■ DATASET EXCERPT ■
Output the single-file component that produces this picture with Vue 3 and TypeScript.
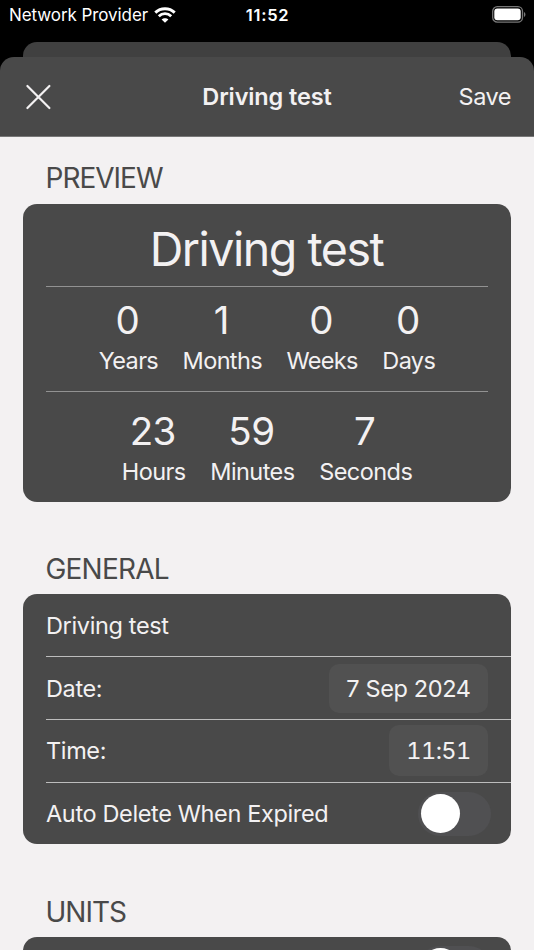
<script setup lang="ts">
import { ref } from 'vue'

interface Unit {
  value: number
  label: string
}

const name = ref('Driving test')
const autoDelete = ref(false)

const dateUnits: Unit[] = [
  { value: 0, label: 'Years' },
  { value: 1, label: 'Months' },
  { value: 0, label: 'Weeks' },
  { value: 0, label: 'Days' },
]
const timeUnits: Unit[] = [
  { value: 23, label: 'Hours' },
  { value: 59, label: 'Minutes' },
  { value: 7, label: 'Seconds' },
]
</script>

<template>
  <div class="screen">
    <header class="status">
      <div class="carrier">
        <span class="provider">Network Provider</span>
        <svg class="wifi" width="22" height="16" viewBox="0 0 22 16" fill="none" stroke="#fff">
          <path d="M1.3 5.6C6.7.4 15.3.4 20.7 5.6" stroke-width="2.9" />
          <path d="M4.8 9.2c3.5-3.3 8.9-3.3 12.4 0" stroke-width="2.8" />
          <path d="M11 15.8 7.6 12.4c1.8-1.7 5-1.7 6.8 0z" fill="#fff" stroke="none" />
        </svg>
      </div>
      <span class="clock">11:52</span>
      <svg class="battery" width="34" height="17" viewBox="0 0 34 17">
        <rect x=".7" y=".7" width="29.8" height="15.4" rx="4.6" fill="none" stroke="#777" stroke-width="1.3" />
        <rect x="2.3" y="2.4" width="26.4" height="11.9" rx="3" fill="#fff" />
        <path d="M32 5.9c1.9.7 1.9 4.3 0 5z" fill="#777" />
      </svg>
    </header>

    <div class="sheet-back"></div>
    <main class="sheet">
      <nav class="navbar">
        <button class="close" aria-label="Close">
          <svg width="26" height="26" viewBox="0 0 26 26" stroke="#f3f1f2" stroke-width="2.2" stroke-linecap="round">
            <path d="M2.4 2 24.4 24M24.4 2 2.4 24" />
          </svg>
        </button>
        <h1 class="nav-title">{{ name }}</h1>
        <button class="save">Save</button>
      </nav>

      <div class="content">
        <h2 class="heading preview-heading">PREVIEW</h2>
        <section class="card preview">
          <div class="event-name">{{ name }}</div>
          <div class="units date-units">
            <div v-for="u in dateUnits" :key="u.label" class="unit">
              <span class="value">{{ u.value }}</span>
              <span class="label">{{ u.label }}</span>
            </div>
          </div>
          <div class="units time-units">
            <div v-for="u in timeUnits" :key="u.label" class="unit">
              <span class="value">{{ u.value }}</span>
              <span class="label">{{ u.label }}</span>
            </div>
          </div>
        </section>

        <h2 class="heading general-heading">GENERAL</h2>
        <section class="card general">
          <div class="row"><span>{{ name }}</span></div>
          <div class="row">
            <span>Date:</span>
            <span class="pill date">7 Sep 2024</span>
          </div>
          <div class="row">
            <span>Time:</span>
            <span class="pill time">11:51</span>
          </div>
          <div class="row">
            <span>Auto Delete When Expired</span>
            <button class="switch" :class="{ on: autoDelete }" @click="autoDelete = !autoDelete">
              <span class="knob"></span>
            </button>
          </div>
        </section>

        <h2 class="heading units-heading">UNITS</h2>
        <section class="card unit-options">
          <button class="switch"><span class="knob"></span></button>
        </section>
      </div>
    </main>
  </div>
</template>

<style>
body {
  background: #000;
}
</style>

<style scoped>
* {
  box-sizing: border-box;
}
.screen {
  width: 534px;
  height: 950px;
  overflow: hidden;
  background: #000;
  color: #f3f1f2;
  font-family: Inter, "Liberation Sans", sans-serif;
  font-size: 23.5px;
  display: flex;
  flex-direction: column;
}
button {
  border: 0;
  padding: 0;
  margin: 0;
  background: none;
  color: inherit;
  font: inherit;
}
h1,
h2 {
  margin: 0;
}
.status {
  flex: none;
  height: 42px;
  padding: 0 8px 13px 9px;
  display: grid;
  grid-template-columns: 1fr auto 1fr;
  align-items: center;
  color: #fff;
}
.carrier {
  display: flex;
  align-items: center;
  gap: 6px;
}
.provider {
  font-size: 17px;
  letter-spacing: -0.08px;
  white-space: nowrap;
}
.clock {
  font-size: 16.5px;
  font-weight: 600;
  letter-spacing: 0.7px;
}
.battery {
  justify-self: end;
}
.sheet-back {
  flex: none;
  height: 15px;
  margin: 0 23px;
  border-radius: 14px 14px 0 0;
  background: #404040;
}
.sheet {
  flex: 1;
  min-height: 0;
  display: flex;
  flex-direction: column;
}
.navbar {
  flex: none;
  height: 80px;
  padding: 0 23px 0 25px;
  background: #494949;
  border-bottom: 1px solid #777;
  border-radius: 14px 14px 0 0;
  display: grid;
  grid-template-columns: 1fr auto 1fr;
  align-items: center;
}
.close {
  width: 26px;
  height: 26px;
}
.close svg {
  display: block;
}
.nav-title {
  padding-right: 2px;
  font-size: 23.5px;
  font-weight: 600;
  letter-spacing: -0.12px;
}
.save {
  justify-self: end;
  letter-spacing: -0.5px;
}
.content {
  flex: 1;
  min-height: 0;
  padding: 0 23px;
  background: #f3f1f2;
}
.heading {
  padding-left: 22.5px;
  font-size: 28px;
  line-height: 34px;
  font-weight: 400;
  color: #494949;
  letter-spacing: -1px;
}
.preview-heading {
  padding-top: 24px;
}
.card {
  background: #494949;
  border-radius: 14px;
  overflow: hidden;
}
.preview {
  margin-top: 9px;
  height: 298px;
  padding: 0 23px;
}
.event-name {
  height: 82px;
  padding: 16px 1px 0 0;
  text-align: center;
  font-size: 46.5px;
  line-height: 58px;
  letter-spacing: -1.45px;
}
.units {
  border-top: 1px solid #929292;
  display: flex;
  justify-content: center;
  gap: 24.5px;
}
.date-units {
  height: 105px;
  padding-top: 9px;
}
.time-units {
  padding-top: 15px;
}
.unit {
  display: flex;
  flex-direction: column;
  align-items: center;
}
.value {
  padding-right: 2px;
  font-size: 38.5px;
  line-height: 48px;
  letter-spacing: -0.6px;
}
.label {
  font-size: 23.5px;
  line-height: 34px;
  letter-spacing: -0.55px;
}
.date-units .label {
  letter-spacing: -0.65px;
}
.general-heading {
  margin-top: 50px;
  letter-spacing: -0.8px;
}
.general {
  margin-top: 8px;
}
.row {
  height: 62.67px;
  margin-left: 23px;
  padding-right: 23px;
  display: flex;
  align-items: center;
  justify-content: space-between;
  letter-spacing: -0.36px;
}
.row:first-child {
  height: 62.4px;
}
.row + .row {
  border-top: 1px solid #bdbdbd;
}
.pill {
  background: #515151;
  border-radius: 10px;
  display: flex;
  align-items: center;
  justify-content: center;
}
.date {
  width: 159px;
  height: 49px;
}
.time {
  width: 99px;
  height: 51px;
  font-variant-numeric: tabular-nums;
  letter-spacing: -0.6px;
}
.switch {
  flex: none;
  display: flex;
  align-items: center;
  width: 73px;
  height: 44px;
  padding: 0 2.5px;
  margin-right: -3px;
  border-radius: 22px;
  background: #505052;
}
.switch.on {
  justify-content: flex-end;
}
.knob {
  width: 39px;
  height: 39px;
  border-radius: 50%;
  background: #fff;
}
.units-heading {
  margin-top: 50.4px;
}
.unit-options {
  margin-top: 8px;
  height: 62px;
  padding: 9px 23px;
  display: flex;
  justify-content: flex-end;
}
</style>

■ JOB ■
Write out the listing above exactly as it stands, pictures excluded.

■ COMPLETE OUTPUT ■
Output the single-file component that produces this picture with Vue 3 and TypeScript.
<script setup lang="ts">
import { ref } from 'vue'

interface Unit {
  value: number
  label: string
}

const name = ref('Driving test')
const autoDelete = ref(false)

const dateUnits: Unit[] = [
  { value: 0, label: 'Years' },
  { value: 1, label: 'Months' },
  { value: 0, label: 'Weeks' },
  { value: 0, label: 'Days' },
]
const timeUnits: Unit[] = [
  { value: 23, label: 'Hours' },
  { value: 59, label: 'Minutes' },
  { value: 7, label: 'Seconds' },
]
</script>

<template>
  <div class="screen">
    <header class="status">
      <div class="carrier">
        <span class="provider">Network Provider</span>
        <svg class="wifi" width="22" height="16" viewBox="0 0 22 16" fill="none" stroke="#fff">
          <path d="M1.3 5.6C6.7.4 15.3.4 20.7 5.6" stroke-width="2.9" />
          <path d="M4.8 9.2c3.5-3.3 8.9-3.3 12.4 0" stroke-width="2.8" />
          <path d="M11 15.8 7.6 12.4c1.8-1.7 5-1.7 6.8 0z" fill="#fff" stroke="none" />
        </svg>
      </div>
      <span class="clock">11:52</span>
      <svg class="battery" width="34" height="17" viewBox="0 0 34 17">
        <rect x=".7" y=".7" width="29.8" height="15.4" rx="4.6" fill="none" stroke="#777" stroke-width="1.3" />
        <rect x="2.3" y="2.4" width="26.4" height="11.9" rx="3" fill="#fff" />
        <path d="M32 5.9c1.9.7 1.9 4.3 0 5z" fill="#777" />
      </svg>
    </header>

    <div class="sheet-back"></div>
    <main class="sheet">
      <nav class="navbar">
        <button class="close" aria-label="Close">
          <svg width="26" height="26" viewBox="0 0 26 26" stroke="#f3f1f2" stroke-width="2.2" stroke-linecap="round">
            <path d="M2.4 2 24.4 24M24.4 2 2.4 24" />
          </svg>
        </button>
        <h1 class="nav-title">{{ name }}</h1>
        <button class="save">Save</button>
      </nav>

      <div class="content">
        <h2 class="heading preview-heading">PREVIEW</h2>
        <section class="card preview">
          <div class="event-name">{{ name }}</div>
          <div class="units date-units">
            <div v-for="u in dateUnits" :key="u.label" class="unit">
              <span class="value">{{ u.value }}</span>
              <span class="label">{{ u.label }}</span>
            </div>
          </div>
          <div class="units time-units">
            <div v-for="u in timeUnits" :key="u.label" class="unit">
              <span class="value">{{ u.value }}</span>
              <span class="label">{{ u.label }}</span>
            </div>
          </div>
        </section>

        <h2 class="heading general-heading">GENERAL</h2>
        <section class="card general">
          <div class="row"><span>{{ name }}</span></div>
          <div class="row">
            <span>Date:</span>
            <span class="pill date">7 Sep 2024</span>
          </div>
          <div class="row">
            <span>Time:</span>
            <span class="pill time">11:51</span>
          </div>
          <div class="row">
            <span>Auto Delete When Expired</span>
            <button class="switch" :class="{ on: autoDelete }" @click="autoDelete = !autoDelete">
              <span class="knob"></span>
            </button>
          </div>
        </section>

        <h2 class="heading units-heading">UNITS</h2>
        <section class="card unit-options">
          <button class="switch"><span class="knob"></span></button>
        </section>
      </div>
    </main>
  </div>
</template>

<style>
body {
  background: #000;
}
</style>

<style scoped>
* {
  box-sizing: border-box;
}
.screen {
  width: 534px;
  height: 950px;
  overflow: hidden;
  background: #000;
  color: #f3f1f2;
  font-family: Inter, "Liberation Sans", sans-serif;
  font-size: 23.5px;
  display: flex;
  flex-direction: column;
}
button {
  border: 0;
  padding: 0;
  margin: 0;
  background: none;
  color: inherit;
  font: inherit;
}
h1,
h2 {
  margin: 0;
}
.status {
  flex: none;
  height: 42px;
  padding: 0 8px 13px 9px;
  display: grid;
  grid-template-columns: 1fr auto 1fr;
  align-items: center;
  color: #fff;
}
.carrier {
  display: flex;
  align-items: center;
  gap: 6px;
}
.provider {
  font-size: 17px;
  letter-spacing: -0.08px;
  white-space: nowrap;
}
.clock {
  font-size: 16.5px;
  font-weight: 600;
  letter-spacing: 0.7px;
}
.battery {
  justify-self: end;
}
.sheet-back {
  flex: none;
  height: 15px;
  margin: 0 23px;
  border-radius: 14px 14px 0 0;
  background: #404040;
}
.sheet {
  flex: 1;
  min-height: 0;
  display: flex;
  flex-direction: column;
}
.navbar {
  flex: none;
  height: 80px;
  padding: 0 23px 0 25px;
  background: #494949;
  border-bottom: 1px solid #777;
  border-radius: 14px 14px 0 0;
  display: grid;
  grid-template-columns: 1fr auto 1fr;
  align-items: center;
}
.close {
  width: 26px;
  height: 26px;
}
.close svg {
  display: block;
}
.nav-title {
  padding-right: 2px;
  font-size: 23.5px;
  font-weight: 600;
  letter-spacing: -0.12px;
}
.save {
  justify-self: end;
  letter-spacing: -0.5px;
}
.content {
  flex: 1;
  min-height: 0;
  padding: 0 23px;
  background: #f3f1f2;
}
.heading {
  padding-left: 22.5px;
  font-size: 28px;
  line-height: 34px;
  font-weight: 400;
  color: #494949;
  letter-spacing: -1px;
}
.preview-heading {
  padding-top: 24px;
}
.card {
  background: #494949;
  border-radius: 14px;
  overflow: hidden;
}
.preview {
  margin-top: 9px;
  height: 298px;
  padding: 0 23px;
}
.event-name {
  height: 82px;
  padding: 16px 1px 0 0;
  text-align: center;
  font-size: 46.5px;
  line-height: 58px;
  letter-spacing: -1.45px;
}
.units {
  border-top: 1px solid #929292;
  display: flex;
  justify-content: center;
  gap: 24.5px;
}
.date-units {
  height: 105px;
  padding-top: 9px;
}
.time-units {
  padding-top: 15px;
}
.unit {
  display: flex;
  flex-direction: column;
  align-items: center;
}
.value {
  padding-right: 2px;
  font-size: 38.5px;
  line-height: 48px;
  letter-spacing: -0.6px;
}
.label {
  font-size: 23.5px;
  line-height: 34px;
  letter-spacing: -0.55px;
}
.date-units .label {
  letter-spacing: -0.65px;
}
.general-heading {
  margin-top: 50px;
  letter-spacing: -0.8px;
}
.general {
  margin-top: 8px;
}
.row {
  height: 62.67px;
  margin-left: 23px;
  padding-right: 23px;
  display: flex;
  align-items: center;
  justify-content: space-between;
  letter-spacing: -0.36px;
}
.row:first-child {
  height: 62.4px;
}
.row + .row {
  border-top: 1px solid #bdbdbd;
}
.pill {
  background: #515151;
  border-radius: 10px;
  display: flex;
  align-items: center;
  justify-content: center;
}
.date {
  width: 159px;
  height: 49px;
}
.time {
  width: 99px;
  height: 51px;
  font-variant-numeric: tabular-nums;
  letter-spacing: -0.6px;
}
.switch {
  flex: none;
  display: flex;
  align-items: center;
  width: 73px;
  height: 44px;
  padding: 0 2.5px;
  margin-right: -3px;
  border-radius: 22px;
  background: #505052;
}
.switch.on {
  justify-content: flex-end;
}
.knob {
  width: 39px;
  height: 39px;
  border-radius: 50%;
  background: #fff;
}
.units-heading {
  margin-top: 50.4px;
}
.unit-options {
  margin-top: 8px;
  height: 62px;
  padding: 9px 23px;
  display: flex;
  justify-content: flex-end;
}
</style>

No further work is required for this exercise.